**Aim of the task:**
Omit all images. Transcribe the rest of the material below exactly.

**Records for this task:**
■ ■ ■ ■ ■

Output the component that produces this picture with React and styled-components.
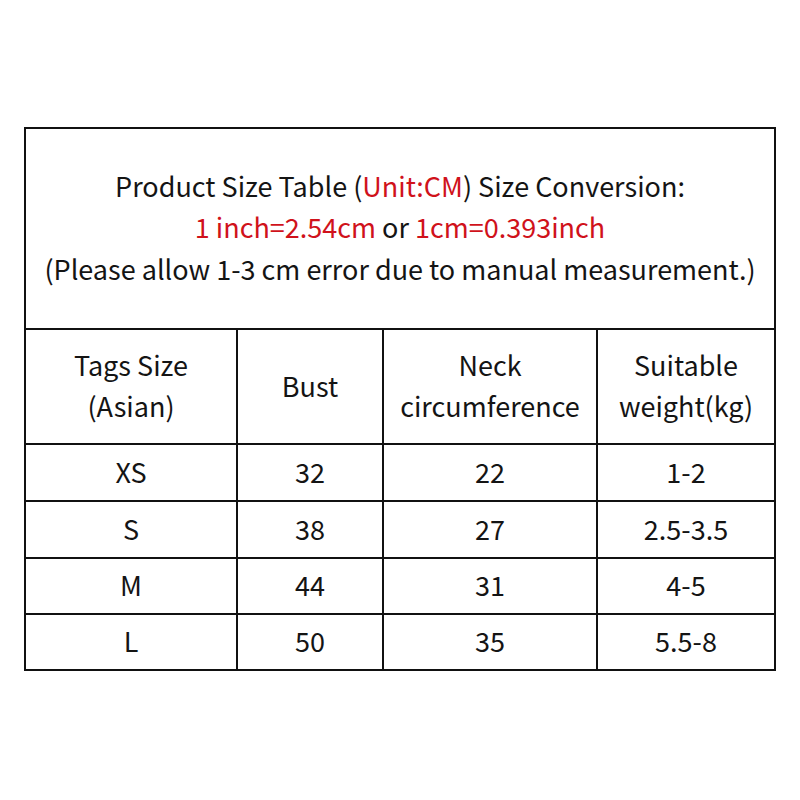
import styled, { createGlobalStyle } from 'styled-components';

const GlobalStyle = createGlobalStyle`
  html, body {
    margin: 0;
    padding: 0;
    background: #ffffff;
  }
  body {
    font-family: "Noto Sans CJK SC", "Noto Sans", sans-serif;
    color: #141414;
  }
`;

const sizes = [
  { tag: 'XS', bust: '32', neck: '22', weight: '1-2', h: 55 },
  { tag: 'S', bust: '38', neck: '27', weight: '2.5-3.5', h: 55 },
  { tag: 'M', bust: '44', neck: '31', weight: '4-5', h: 54 },
  { tag: 'L', bust: '50', neck: '35', weight: '5.5-8', h: 54 },
];

export default function App() {
  return (
    <Page>
      <GlobalStyle />
      <Table>
        <Title>
          <Line>
            Product Size Table (<Red>Unit:CM</Red>) Size Conversion:
          </Line>
          <Line>
            <Red>1 inch=2.54cm</Red> or <Red>1cm=0.393inch</Red>
          </Line>
          <Line>(Please allow 1-3 cm error due to manual measurement.)</Line>
        </Title>
        <Cell $h={113}>Tags Size<br />(Asian)</Cell>
        <Cell $h={113}>Bust</Cell>
        <Cell $h={113}>Neck<br />circumference</Cell>
        <Cell $h={113}>Suitable<br />weight(kg)</Cell>
        {sizes.map(row => [
          <Cell key={row.tag + 'a'} $h={row.h}>{row.tag}</Cell>,
          <Cell key={row.tag + 'b'} $h={row.h}>{row.bust}</Cell>,
          <Cell key={row.tag + 'c'} $h={row.h}>{row.neck}</Cell>,
          <Cell key={row.tag + 'd'} $h={row.h}>{row.weight}</Cell>,
        ])}
      </Table>
    </Page>
  );
}

const Page = styled.div`
  width: 800px;
  height: 800px;
  box-sizing: border-box;
  padding: 127px 24px 0;
`;

const Table = styled.div`
  display: grid;
  grid-template-columns: 210px 144px 212px 176px;
  gap: 2px;
  padding: 2px;
  width: 752px;
  box-sizing: border-box;
  background: #111;
`;

const Title = styled.div`
  grid-column: 1 / -1;
  height: 199px;
  box-sizing: border-box;
  padding-bottom: 3px;
  background: #fff;
  display: flex;
  flex-direction: column;
  align-items: center;
  justify-content: center;
  font-size: 27px;
  line-height: 41.5px;
`;

const Line = styled.div`
  white-space: nowrap;
`;

const Red = styled.span`
  color: #d0121b;
`;

const Cell = styled.div`
  height: ${p => p.$h}px;
  box-sizing: border-box;
  padding-bottom: 3px;
  background: #fff;
  display: flex;
  align-items: center;
  justify-content: center;
  text-align: center;
  font-size: 27px;
  line-height: 41px;
`;
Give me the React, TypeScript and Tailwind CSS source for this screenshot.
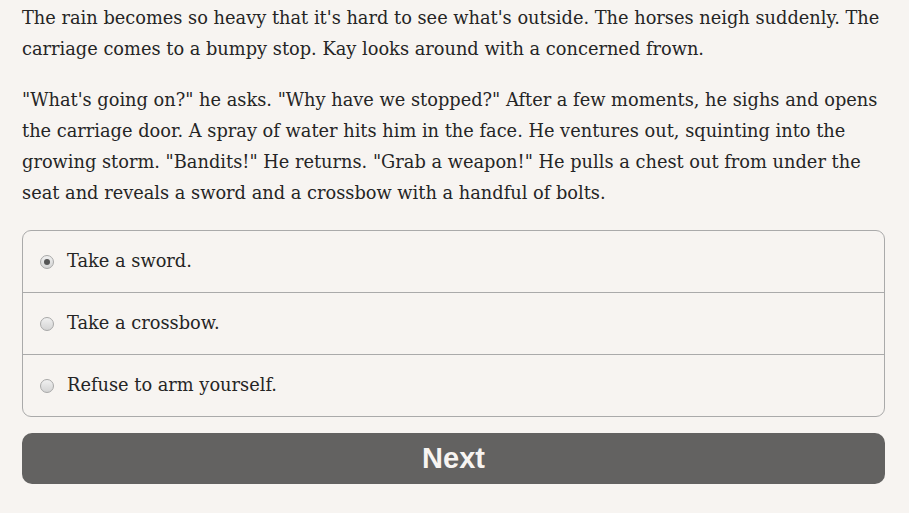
import { useState } from "react";

const choices = ["Take a sword.", "Take a crossbow.", "Refuse to arm yourself."];

export default function App() {
  const [selected, setSelected] = useState(0);

  return (
    <div
      className="min-h-screen bg-[#f7f4f1] text-[#252525] pl-[22px] pr-[24px] pt-[2px]"
      style={{ fontFamily: '"DejaVu Serif", Georgia, serif' }}
    >
      <div className="mr-[-8px] text-[17.8px] leading-[31px]">
        <p className="mb-[20px]">
          The rain becomes so heavy that it's hard to see what's outside. The horses neigh suddenly. The
          carriage comes to a bumpy stop. Kay looks around with a concerned frown.
        </p>
        <p>
          "What's going on?" he asks. "Why have we stopped?" After a few moments, he sighs and opens the
          carriage door. A spray of water hits him in the face. He ventures out, squinting into the growing
          storm. "Bandits!" He returns. "Grab a weapon!" He pulls a chest out from under the seat and
          reveals a sword and a crossbow with a handful of bolts.
        </p>
      </div>

      {/* Choices */}
      <div className="mt-[22px] border border-[#aaaaaa] rounded-[9px] overflow-hidden">
        {choices.map((c, i) => (
          <label
            key={c}
            onClick={() => setSelected(i)}
            className={`flex items-center pl-[17px] cursor-pointer ${
              i > 0 ? "h-[62px] border-t border-[#aaaaaa]" : "h-[61px]"
            }`}
          >
            <span className="w-[14px] h-[14px] rounded-full border border-[#a8a8a8] bg-gradient-to-b from-[#f0f0f0] to-[#d4d4d4] flex items-center justify-center">
              {selected === i && <span className="w-[6px] h-[6px] rounded-full bg-[#555]" />}
            </span>
            <span className="ml-[13px] text-[17.8px]">{c}</span>
          </label>
        ))}
      </div>

      <button
        className="mt-[16px] w-full h-[51px] rounded-[10px] bg-[#636261] text-[#f7f4f1] text-[29px] font-bold"
        style={{ fontFamily: '"Liberation Sans", Arial, sans-serif' }}
      >
        Next
      </button>
    </div>
  );
}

■ ■ ■ ■ ■

**Solution to this problem:**
Output the component that produces this picture with React and styled-components.
import styled, { createGlobalStyle } from 'styled-components';

const GlobalStyle = createGlobalStyle`
  html, body {
    margin: 0;
    padding: 0;
    background: #ffffff;
  }
  body {
    font-family: "Noto Sans CJK SC", "Noto Sans", sans-serif;
    color: #141414;
  }
`;

const sizes = [
  { tag: 'XS', bust: '32', neck: '22', weight: '1-2', h: 55 },
  { tag: 'S', bust: '38', neck: '27', weight: '2.5-3.5', h: 55 },
  { tag: 'M', bust: '44', neck: '31', weight: '4-5', h: 54 },
  { tag: 'L', bust: '50', neck: '35', weight: '5.5-8', h: 54 },
];

export default function App() {
  return (
    <Page>
      <GlobalStyle />
      <Table>
        <Title>
          <Line>
            Product Size Table (<Red>Unit:CM</Red>) Size Conversion:
          </Line>
          <Line>
            <Red>1 inch=2.54cm</Red> or <Red>1cm=0.393inch</Red>
          </Line>
          <Line>(Please allow 1-3 cm error due to manual measurement.)</Line>
        </Title>
        <Cell $h={113}>Tags Size<br />(Asian)</Cell>
        <Cell $h={113}>Bust</Cell>
        <Cell $h={113}>Neck<br />circumference</Cell>
        <Cell $h={113}>Suitable<br />weight(kg)</Cell>
        {sizes.map(row => [
          <Cell key={row.tag + 'a'} $h={row.h}>{row.tag}</Cell>,
          <Cell key={row.tag + 'b'} $h={row.h}>{row.bust}</Cell>,
          <Cell key={row.tag + 'c'} $h={row.h}>{row.neck}</Cell>,
          <Cell key={row.tag + 'd'} $h={row.h}>{row.weight}</Cell>,
        ])}
      </Table>
    </Page>
  );
}

const Page = styled.div`
  width: 800px;
  height: 800px;
  box-sizing: border-box;
  padding: 127px 24px 0;
`;

const Table = styled.div`
  display: grid;
  grid-template-columns: 210px 144px 212px 176px;
  gap: 2px;
  padding: 2px;
  width: 752px;
  box-sizing: border-box;
  background: #111;
`;

const Title = styled.div`
  grid-column: 1 / -1;
  height: 199px;
  box-sizing: border-box;
  padding-bottom: 3px;
  background: #fff;
  display: flex;
  flex-direction: column;
  align-items: center;
  justify-content: center;
  font-size: 27px;
  line-height: 41.5px;
`;

const Line = styled.div`
  white-space: nowrap;
`;

const Red = styled.span`
  color: #d0121b;
`;

const Cell = styled.div`
  height: ${p => p.$h}px;
  box-sizing: border-box;
  padding-bottom: 3px;
  background: #fff;
  display: flex;
  align-items: center;
  justify-content: center;
  text-align: center;
  font-size: 27px;
  line-height: 41px;
`;
Give me the React, TypeScript and Tailwind CSS source for this screenshot.
import { useState } from "react";

const choices = ["Take a sword.", "Take a crossbow.", "Refuse to arm yourself."];

export default function App() {
  const [selected, setSelected] = useState(0);

  return (
    <div
      className="min-h-screen bg-[#f7f4f1] text-[#252525] pl-[22px] pr-[24px] pt-[2px]"
      style={{ fontFamily: '"DejaVu Serif", Georgia, serif' }}
    >
      <div className="mr-[-8px] text-[17.8px] leading-[31px]">
        <p className="mb-[20px]">
          The rain becomes so heavy that it's hard to see what's outside. The horses neigh suddenly. The
          carriage comes to a bumpy stop. Kay looks around with a concerned frown.
        </p>
        <p>
          "What's going on?" he asks. "Why have we stopped?" After a few moments, he sighs and opens the
          carriage door. A spray of water hits him in the face. He ventures out, squinting into the growing
          storm. "Bandits!" He returns. "Grab a weapon!" He pulls a chest out from under the seat and
          reveals a sword and a crossbow with a handful of bolts.
        </p>
      </div>

      {/* Choices */}
      <div className="mt-[22px] border border-[#aaaaaa] rounded-[9px] overflow-hidden">
        {choices.map((c, i) => (
          <label
            key={c}
            onClick={() => setSelected(i)}
            className={`flex items-center pl-[17px] cursor-pointer ${
              i > 0 ? "h-[62px] border-t border-[#aaaaaa]" : "h-[61px]"
            }`}
          >
            <span className="w-[14px] h-[14px] rounded-full border border-[#a8a8a8] bg-gradient-to-b from-[#f0f0f0] to-[#d4d4d4] flex items-center justify-center">
              {selected === i && <span className="w-[6px] h-[6px] rounded-full bg-[#555]" />}
            </span>
            <span className="ml-[13px] text-[17.8px]">{c}</span>
          </label>
        ))}
      </div>

      <button
        className="mt-[16px] w-full h-[51px] rounded-[10px] bg-[#636261] text-[#f7f4f1] text-[29px] font-bold"
        style={{ fontFamily: '"Liberation Sans", Arial, sans-serif' }}
      >
        Next
      </button>
    </div>
  );
}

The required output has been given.